Brent McMillan, National Political Director
Green Party of the United States

Brent  McMillan serves as a national liaison with state Green Parties, officeholders and candidates, including outreach to potential presidential candidates. He tracks Green Party elections and ballot access efforts, and identifies and solicits party contributors. He teaches outreach and fundraising techniques at regional campaign schools and provides party resources for local campaigns. McMillan also speaks on transportation, permaculture, and environmental justice.

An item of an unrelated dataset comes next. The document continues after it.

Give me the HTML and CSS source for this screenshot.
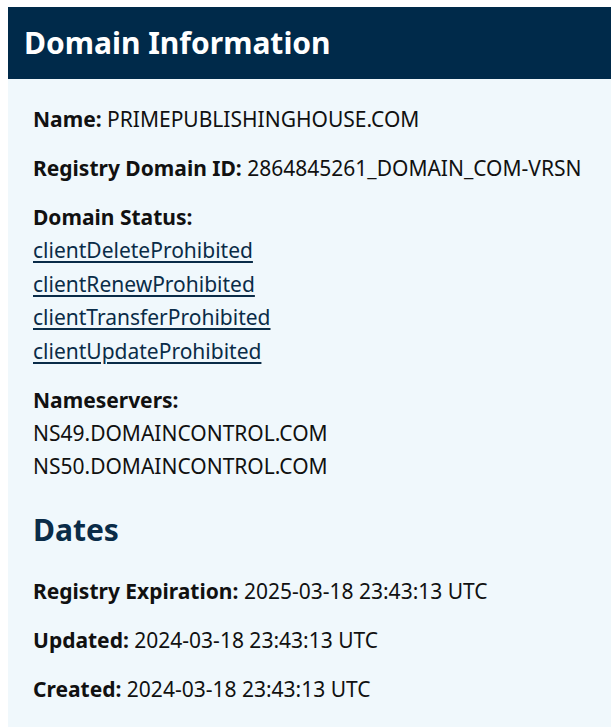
FILE: index.html
```html
<!DOCTYPE html>
<html lang="en">
<head>
<meta charset="utf-8">
<title>Domain Information</title>
<link rel="stylesheet" href="styles.css">
</head>
<body>
<section class="card">
  <header class="card-head">
    <h2 class="card-title">Domain Information</h2>
  </header>
  <div class="card-body">
    <p class="row"><strong>Name:</strong> PRIMEPUBLISHINGHOUSE.COM</p>
    <p class="row"><strong>Registry Domain ID:</strong> 2864845261_DOMAIN_COM-VRSN</p>
    <div class="row">
      <strong>Domain Status:</strong>
      <a class="status" href="#">clientDeleteProhibited</a>
      <a class="status" href="#">clientRenewProhibited</a>
      <a class="status" href="#">clientTransferProhibited</a>
      <a class="status" href="#">clientUpdateProhibited</a>
    </div>
    <div class="row">
      <strong>Nameservers:</strong>
      <span class="ns">NS49.DOMAINCONTROL.COM</span>
      <span class="ns">NS50.DOMAINCONTROL.COM</span>
    </div>
    <h3 class="section-title">Dates</h3>
    <p class="row"><strong>Registry Expiration:</strong> 2025-03-18 23:43:13 UTC</p>
    <p class="row"><strong>Updated:</strong> 2024-03-18 23:43:13 UTC</p>
    <p class="row"><strong>Created:</strong> 2024-03-18 23:43:13 UTC</p>
  </div>
</section>
</body>
</html>
```
FILE: styles.css
```css
html, body {
  overflow: hidden;
}
body {
  margin: 7px 0 0 8px;
  background: #ffffff;
  font-family: "Noto Sans", "Open Sans", sans-serif;
  color: #111111;
}
.card {
  width: 640px;
  background: #f0f8fc;
  box-shadow: 0 0 3px rgba(0, 0, 0, 0.15);
}
.card-head {
  background: #002a4a;
  height: 72px;
  display: flex;
  align-items: center;
  padding: 0 16px;
}
.card-title {
  margin: 0;
  color: #ffffff;
  font-size: 30px;
  font-weight: 700;
  line-height: 1;
}
.card-body {
  padding: 24px 25px 20px;
  font-size: 21px;
  line-height: 33.4px;
}
.row {
  margin: 0 0 15.6px;
}
.row strong {
  font-weight: 700;
  display: inline;
}
div.row strong,
.status,
.ns {
  display: block;
}
.status {
  color: #0a2c48;
  text-decoration: underline;
  text-underline-offset: 3px;
  width: max-content;
}
.section-title {
  margin: 28px 0 27px;
  font-size: 30px;
  font-weight: 700;
  color: #0a2c48;
  line-height: 36px;
}
```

McMillan has served as the GPUS Political Director since February 11, 2004. A former Republican, McMillan first became involved in the Green Party in 1991 with the Delaware County Greens in Muncie, Indiana and served as secretary for the first statewide gathering of Greens in 1992. In 1996 he co-founded the Green Party of Seattle and served on the first coordinating council. In 1998 he co-founded the Green Party of the 36th District and served as its Treasurer until 2004. In 2000 he co-founded the Green Party of Washington State and served as the first State Facilitator (Chair). In 2002 he was elected as one of two delegates to represent the state of Washington on the National Committee of the Green Party of the United States. In 2003 he was a candidate for the newly created Seattle Monorail Board. He finished third out of seven candidates and was endorsed by the Seattle Post Intelligencer and the Seattle Weekly. He received a BS and a BArch from Ball State University.

Charles D. Burks
Retired U.S. Marshall

Charles D. Burks was born in Monon, Indiana (White County) in 1923.  His parents were tenant farmers and the family moved to Logansport in 1930.  After graduating from high school in 1940, he enlisted in the U.S. Air Force and went to flight school to become a B-17 bomber pilot in Europe.  His plane was shot down over Belgium on April 22, 1944, and he was sent to a German prison camp near Nuremberg and told by his captors: “The war is over for you.”  He and two other pilots escaped in February 1945 and made their way to the American lines through German occupied territory. The first American soldier to greet them was from Peru, Indiana. After his discharge from the military, Burks returned to Indiana and joined the Logansport Police Dept.  Five years later, he took a civil service exam and became a U.S. Marshal.  In 1960, he was selected as one of 50 marshals in a Special Operations Group trained for the new policy of integrating America’s schools.  He was assigned to the New Orleans School District in October 1960, where he and three other marshals escorted Ruby Bridges to school during her first grade year. Every day, demonstrators gathered outside the school to taunt Ruby and the marshals who accompanied her. “They were yelling nigger lover and throwing things,” he said.  “It must have scared her to death, but she didn’t act like it.  She never showed any signs of being afraid.  She was a brave little girl.”  Burks said, “We knew it was a history-making event.  We were in the court when the order was issued for her to attend school there.”  After his role in the elementary school integration, Burks was posted to the University of Mississippi in Oxford, where, “. . .the police were worse than the rioters.”  Other postings followed at universities in Georgia and Alabama.   Betty, his wife of 62 years, worried every time he left, but Burks said his service in the South “. . .was the right thing to do.”